* start Data excerpt *

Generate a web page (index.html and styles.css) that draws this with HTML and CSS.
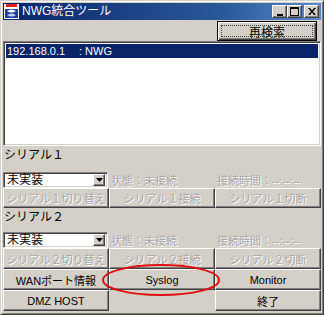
FILE: index.html
```html
<!DOCTYPE html>
<html>
<head>
<meta charset="utf-8">
<link rel="stylesheet" href="styles.css">
</head>
<body>
<div class="window">
  <div class="titlebar">
    <svg class="appicon" width="15" height="15" viewBox="0 0 15 15">
      <rect x="0" y="0" width="15" height="15" fill="#ffffff"/>
      <rect x="2" y="0" width="11" height="3" fill="#e02020"/>
      <path d="M1 5 H14 V14 H1 Z" fill="#2040a0"/>
      <path d="M3 7 Q7.5 4 12 7 Q7.5 10 3 7 Z" fill="#ffffff"/>
      <path d="M3 11 Q7.5 8 12 11 Q7.5 14 3 11 Z" fill="#c0d0ff"/>
    </svg>
    <span class="title">NWG統合ツール</span>
    <div class="caption">
      <div class="cbtn"><svg width="8" height="8" viewBox="0 0 8 8"><rect x="1" y="6" width="6" height="2" fill="#000"/></svg></div>
      <div class="cbtn"><svg width="9" height="9" viewBox="0 0 9 9"><rect x="0.5" y="0.5" width="8" height="8" fill="none" stroke="#000"/><rect x="0" y="0" width="9" height="2" fill="#000"/></svg></div>
      <div class="cbtn close"><svg width="8" height="7" viewBox="0 0 8 7"><path d="M0 0 H2 L4 2.5 L6 0 H8 L5 3.5 L8 7 H6 L4 4.5 L2 7 H0 L3 3.5 Z" fill="#000"/></svg></div>
    </div>
  </div>

  <div class="toolbar">
    <button class="btn default"><span class="focus">再検索</span></button>
  </div>

  <div class="list">
    <div class="row selected"><span class="ip">192.168.0.1</span><span>: NWG</span></div>
  </div>

  <div class="label label-first">シリアル１</div>
  <div class="ctrlrow">
    <div class="combo"><span class="combo-text">未実装</span><div class="arrow"><svg width="7" height="4" viewBox="0 0 7 4"><path d="M0 0 H7 L3.5 4 Z" fill="#000"/></svg></div></div>
    <span class="status">状態：未接続</span>
    <span class="time">接続時間：--:--:--</span>
  </div>
  <div class="btnrow row20">
    <button class="btn" disabled>シリアル１切り替え</button>
    <button class="btn" disabled>シリアル１接続</button>
    <button class="btn" disabled>シリアル１切断</button>
  </div>

  <div class="label label-second">シリアル２</div>
  <div class="ctrlrow">
    <div class="combo"><span class="combo-text">未実装</span><div class="arrow"><svg width="7" height="4" viewBox="0 0 7 4"><path d="M0 0 H7 L3.5 4 Z" fill="#000"/></svg></div></div>
    <span class="status">状態：未接続</span>
    <span class="time">接続時間：--:--:--</span>
  </div>
  <div class="btnrow row21">
    <button class="btn" disabled>シリアル２切り替え</button>
    <button class="btn" disabled>シリアル２接続</button>
    <button class="btn" disabled>シリアル２切断</button>
  </div>
  <div class="btnrow row21">
    <button class="btn">WANポート情報</button>
    <button class="btn">Syslog</button>
    <button class="btn">Monitor</button>
  </div>
  <div class="btnrow row21">
    <button class="btn">DMZ HOST</button>
    <div class="empty"></div>
    <button class="btn">終了</button>
  </div>

  <svg class="annotation" width="124" height="36" viewBox="0 0 124 36">
    <ellipse cx="61" cy="17" rx="58" ry="15" fill="none" stroke="#e01010" stroke-width="2"/>
  </svg>
</div>
</body>
</html>
```

FILE: styles.css
```css
* { box-sizing: border-box; }

html, body {
  margin: 0;
  padding: 0;
  background: #ffffff;
}

body {
  font-family: "Liberation Sans", "Noto Sans CJK JP", sans-serif;
  font-size: 11px;
  color: #000;
}

.window {
  position: relative;
  width: 324px;
  height: 315px;
  background: #d4d0c8;
  padding: 2px 2px 3px 2px;
  border: 1px solid;
  border-color: #d4d0c8 #404040 #404040 #d4d0c8;
  box-shadow: inset 1px 1px #ffffff, inset -1px -1px #808080;
  display: flex;
  flex-direction: column;
}

.titlebar {
  height: 17px;
  background: linear-gradient(to right, #0a246a, #2a5a9a 70%, #5a8ac8);
  display: flex;
  align-items: center;
  padding-left: 1px;
  color: #ffffff;
}

.appicon { flex: none; }

.title {
  margin-left: 3px;
  font-size: 12px;
  line-height: 17px;
  flex: 1;
}

.caption {
  display: flex;
  align-items: center;
  padding-right: 2px;
}

.cbtn {
  width: 15px;
  height: 13px;
  background: #d4d0c8;
  border: 1px solid;
  border-color: #ffffff #404040 #404040 #ffffff;
  box-shadow: inset -1px -1px #808080;
  display: flex;
  align-items: center;
  justify-content: center;
}

.cbtn.close { margin-left: 2px; }

.toolbar {
  height: 21px;
  display: flex;
  justify-content: flex-end;
  padding-top: 1px;
  padding-right: 4px;
}

.btn {
  font-family: "Liberation Sans", "Noto Sans CJK JP", sans-serif;
  font-size: 11px;
  color: #000;
  background: #d4d0c8;
  border: 1px solid;
  border-color: #ffffff #404040 #404040 #ffffff;
  box-shadow: inset -1px -1px #808080;
  margin: 0;
  padding: 0;
  display: flex;
  align-items: center;
  justify-content: center;
  white-space: nowrap;
  overflow: hidden;
}

.btn:disabled {
  color: #a8a8a8;
  text-shadow: 1px 1px 0 #ffffff;
}

.btn.default {
  width: 100px;
  height: 20px;
  border: 1px solid #000;
  box-shadow: inset 1px 1px #ffffff, inset -1px -1px #404040, inset -2px -2px #808080;
  padding: 3px;
}

.focus {
  flex: 1;
  align-self: stretch;
  border: 1px dotted #404040;
  display: flex;
  align-items: center;
  justify-content: center;
  font-size: 12px;
}

.list {
  height: 105px;
  background: #ffffff;
  border: 1px solid;
  border-color: #808080 #ffffff #ffffff #808080;
  box-shadow: inset 1px 1px #404040, inset -1px -1px #d4d0c8;
  padding: 2px;
}

.row {
  height: 14px;
  line-height: 14px;
  white-space: pre;
  padding-left: 1px;
}

.row.selected {
  background: #0a246a;
  color: #ffffff;
}

.ip {
  display: inline-block;
  width: 72px;
}

.label {
  padding-left: 1px;
  line-height: 14px;
  font-size: 12px;
}

.label-first { height: 25px; padding-top: 2px; }
.label-second { height: 23px; padding-top: 2px; }

.ctrlrow {
  height: 17px;
  display: flex;
  align-items: center;
}

.combo {
  width: 105px;
  height: 16px;
  margin-top: 1px;
  background: #ffffff;
  border: 1px solid;
  border-color: #808080 #ffffff #ffffff #808080;
  box-shadow: inset 1px 1px #404040, inset -1px -1px #d4d0c8;
  display: flex;
  align-items: center;
  padding: 2px 2px 2px 3px;
}

.combo-text {
  flex: 1;
  font-size: 12px;
  line-height: 12px;
}

.arrow {
  width: 12px;
  height: 12px;
  background: #d4d0c8;
  border: 1px solid;
  border-color: #ffffff #404040 #404040 #ffffff;
  box-shadow: inset -1px -1px #808080;
  display: flex;
  align-items: center;
  justify-content: center;
}

.status, .time {
  color: #a8a8a8;
  text-shadow: 1px 1px 0 #ffffff;
  font-size: 11px;
}

.status {
  margin-left: 3px;
  width: 106px;
}

.btnrow {
  display: grid;
  grid-template-columns: 106px 106px 106px;
}

.row20 { height: 20px; }
.row21 { height: 21px; }

.empty { background: #d4d0c8; }

.annotation {
  position: absolute;
  left: 99px;
  top: 262px;
}
```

* end Data excerpt *

The task>
Output the data exactly. Pictures don't belong in the result.

Response>
Generate a web page (index.html and styles.css) that draws this with HTML and CSS.
FILE: index.html
```html
<!DOCTYPE html>
<html>
<head>
<meta charset="utf-8">
<link rel="stylesheet" href="styles.css">
</head>
<body>
<div class="window">
  <div class="titlebar">
    <svg class="appicon" width="15" height="15" viewBox="0 0 15 15">
      <rect x="0" y="0" width="15" height="15" fill="#ffffff"/>
      <rect x="2" y="0" width="11" height="3" fill="#e02020"/>
      <path d="M1 5 H14 V14 H1 Z" fill="#2040a0"/>
      <path d="M3 7 Q7.5 4 12 7 Q7.5 10 3 7 Z" fill="#ffffff"/>
      <path d="M3 11 Q7.5 8 12 11 Q7.5 14 3 11 Z" fill="#c0d0ff"/>
    </svg>
    <span class="title">NWG統合ツール</span>
    <div class="caption">
      <div class="cbtn"><svg width="8" height="8" viewBox="0 0 8 8"><rect x="1" y="6" width="6" height="2" fill="#000"/></svg></div>
      <div class="cbtn"><svg width="9" height="9" viewBox="0 0 9 9"><rect x="0.5" y="0.5" width="8" height="8" fill="none" stroke="#000"/><rect x="0" y="0" width="9" height="2" fill="#000"/></svg></div>
      <div class="cbtn close"><svg width="8" height="7" viewBox="0 0 8 7"><path d="M0 0 H2 L4 2.5 L6 0 H8 L5 3.5 L8 7 H6 L4 4.5 L2 7 H0 L3 3.5 Z" fill="#000"/></svg></div>
    </div>
  </div>

  <div class="toolbar">
    <button class="btn default"><span class="focus">再検索</span></button>
  </div>

  <div class="list">
    <div class="row selected"><span class="ip">192.168.0.1</span><span>: NWG</span></div>
  </div>

  <div class="label label-first">シリアル１</div>
  <div class="ctrlrow">
    <div class="combo"><span class="combo-text">未実装</span><div class="arrow"><svg width="7" height="4" viewBox="0 0 7 4"><path d="M0 0 H7 L3.5 4 Z" fill="#000"/></svg></div></div>
    <span class="status">状態：未接続</span>
    <span class="time">接続時間：--:--:--</span>
  </div>
  <div class="btnrow row20">
    <button class="btn" disabled>シリアル１切り替え</button>
    <button class="btn" disabled>シリアル１接続</button>
    <button class="btn" disabled>シリアル１切断</button>
  </div>

  <div class="label label-second">シリアル２</div>
  <div class="ctrlrow">
    <div class="combo"><span class="combo-text">未実装</span><div class="arrow"><svg width="7" height="4" viewBox="0 0 7 4"><path d="M0 0 H7 L3.5 4 Z" fill="#000"/></svg></div></div>
    <span class="status">状態：未接続</span>
    <span class="time">接続時間：--:--:--</span>
  </div>
  <div class="btnrow row21">
    <button class="btn" disabled>シリアル２切り替え</button>
    <button class="btn" disabled>シリアル２接続</button>
    <button class="btn" disabled>シリアル２切断</button>
  </div>
  <div class="btnrow row21">
    <button class="btn">WANポート情報</button>
    <button class="btn">Syslog</button>
    <button class="btn">Monitor</button>
  </div>
  <div class="btnrow row21">
    <button class="btn">DMZ HOST</button>
    <div class="empty"></div>
    <button class="btn">終了</button>
  </div>

  <svg class="annotation" width="124" height="36" viewBox="0 0 124 36">
    <ellipse cx="61" cy="17" rx="58" ry="15" fill="none" stroke="#e01010" stroke-width="2"/>
  </svg>
</div>
</body>
</html>
```

FILE: styles.css
```css
* { box-sizing: border-box; }

html, body {
  margin: 0;
  padding: 0;
  background: #ffffff;
}

body {
  font-family: "Liberation Sans", "Noto Sans CJK JP", sans-serif;
  font-size: 11px;
  color: #000;
}

.window {
  position: relative;
  width: 324px;
  height: 315px;
  background: #d4d0c8;
  padding: 2px 2px 3px 2px;
  border: 1px solid;
  border-color: #d4d0c8 #404040 #404040 #d4d0c8;
  box-shadow: inset 1px 1px #ffffff, inset -1px -1px #808080;
  display: flex;
  flex-direction: column;
}

.titlebar {
  height: 17px;
  background: linear-gradient(to right, #0a246a, #2a5a9a 70%, #5a8ac8);
  display: flex;
  align-items: center;
  padding-left: 1px;
  color: #ffffff;
}

.appicon { flex: none; }

.title {
  margin-left: 3px;
  font-size: 12px;
  line-height: 17px;
  flex: 1;
}

.caption {
  display: flex;
  align-items: center;
  padding-right: 2px;
}

.cbtn {
  width: 15px;
  height: 13px;
  background: #d4d0c8;
  border: 1px solid;
  border-color: #ffffff #404040 #404040 #ffffff;
  box-shadow: inset -1px -1px #808080;
  display: flex;
  align-items: center;
  justify-content: center;
}

.cbtn.close { margin-left: 2px; }

.toolbar {
  height: 21px;
  display: flex;
  justify-content: flex-end;
  padding-top: 1px;
  padding-right: 4px;
}

.btn {
  font-family: "Liberation Sans", "Noto Sans CJK JP", sans-serif;
  font-size: 11px;
  color: #000;
  background: #d4d0c8;
  border: 1px solid;
  border-color: #ffffff #404040 #404040 #ffffff;
  box-shadow: inset -1px -1px #808080;
  margin: 0;
  padding: 0;
  display: flex;
  align-items: center;
  justify-content: center;
  white-space: nowrap;
  overflow: hidden;
}

.btn:disabled {
  color: #a8a8a8;
  text-shadow: 1px 1px 0 #ffffff;
}

.btn.default {
  width: 100px;
  height: 20px;
  border: 1px solid #000;
  box-shadow: inset 1px 1px #ffffff, inset -1px -1px #404040, inset -2px -2px #808080;
  padding: 3px;
}

.focus {
  flex: 1;
  align-self: stretch;
  border: 1px dotted #404040;
  display: flex;
  align-items: center;
  justify-content: center;
  font-size: 12px;
}

.list {
  height: 105px;
  background: #ffffff;
  border: 1px solid;
  border-color: #808080 #ffffff #ffffff #808080;
  box-shadow: inset 1px 1px #404040, inset -1px -1px #d4d0c8;
  padding: 2px;
}

.row {
  height: 14px;
  line-height: 14px;
  white-space: pre;
  padding-left: 1px;
}

.row.selected {
  background: #0a246a;
  color: #ffffff;
}

.ip {
  display: inline-block;
  width: 72px;
}

.label {
  padding-left: 1px;
  line-height: 14px;
  font-size: 12px;
}

.label-first { height: 25px; padding-top: 2px; }
.label-second { height: 23px; padding-top: 2px; }

.ctrlrow {
  height: 17px;
  display: flex;
  align-items: center;
}

.combo {
  width: 105px;
  height: 16px;
  margin-top: 1px;
  background: #ffffff;
  border: 1px solid;
  border-color: #808080 #ffffff #ffffff #808080;
  box-shadow: inset 1px 1px #404040, inset -1px -1px #d4d0c8;
  display: flex;
  align-items: center;
  padding: 2px 2px 2px 3px;
}

.combo-text {
  flex: 1;
  font-size: 12px;
  line-height: 12px;
}

.arrow {
  width: 12px;
  height: 12px;
  background: #d4d0c8;
  border: 1px solid;
  border-color: #ffffff #404040 #404040 #ffffff;
  box-shadow: inset -1px -1px #808080;
  display: flex;
  align-items: center;
  justify-content: center;
}

.status, .time {
  color: #a8a8a8;
  text-shadow: 1px 1px 0 #ffffff;
  font-size: 11px;
}

.status {
  margin-left: 3px;
  width: 106px;
}

.btnrow {
  display: grid;
  grid-template-columns: 106px 106px 106px;
}

.row20 { height: 20px; }
.row21 { height: 21px; }

.empty { background: #d4d0c8; }

.annotation {
  position: absolute;
  left: 99px;
  top: 262px;
}
```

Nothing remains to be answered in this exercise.